A star-struck Jack Douglas was now in the same space as his hero who he had stowed away on a ship to catch a glimpse of years before. An awkward 10 or 15 minutes passed while Lennon stayed in the room—presumably to get a break from Phil Spector—and Jack worked on edits. Finally, he mentioned that he had been to Liverpool before, and after a short exchange Lennon recognized Douglas as one of the “crazy Yanks” from the newspapers. That same day, Lennon invited him into the session for Imagine, asking chief engineer Roy Cicala to give Jack something to do.

John Lennon, Yoko Ono, and Jack Douglas at the Hit Factory, New York.

Such was the start of a relationship that would continue until Lennon’s death. Douglas worked very closely with him, and was entrusted with producing Double Fantasy, which was Lennon’s first project in over 5 years. In our previous interview with Jack, he recalled,

[Lennon] said, ‘Okay, so we’re going to make a record. Here’s the thing: no one can know we’re making this record, because I’m not sure this is going to go so well, and the last thing I want is the press to know that I attempted a comeback and couldn’t do it.’ I said, ‘By ‘no one’ you mean no one? No one?’ He said, ‘Absolutely no one.’…He was very insecure about whether he could still write a song.

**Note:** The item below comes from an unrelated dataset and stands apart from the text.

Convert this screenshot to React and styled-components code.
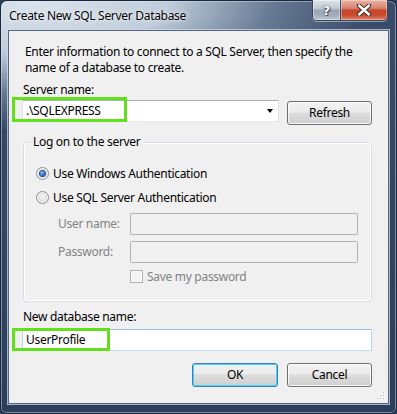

Lennon’s honesty and openness with Jack was representative of their relationship. Lennon, who was well aware of the types of records Jack made, had some words of caution for Double Fantasy:

[Lennon] also said to me… And this was like a real warning to me. He said, ‘Look, I know how hard you like to rock. This isn’t about that. Back it up, back it up.’ He said, ‘This album is a guy that’s about to turn 40. You know, I’m not making believe that I’m a rocker. I want it to be a contemporary statement of where I am right now, so throttle back on the rock.’

Jack even shared the best advice Lennon ever gave him:

‘Tell the truth, and make it rhyme.’ That’s what he told me. His other words of wisdom were like, ‘If I make a mistake, make it louder. They’ll think I did it on purpose.’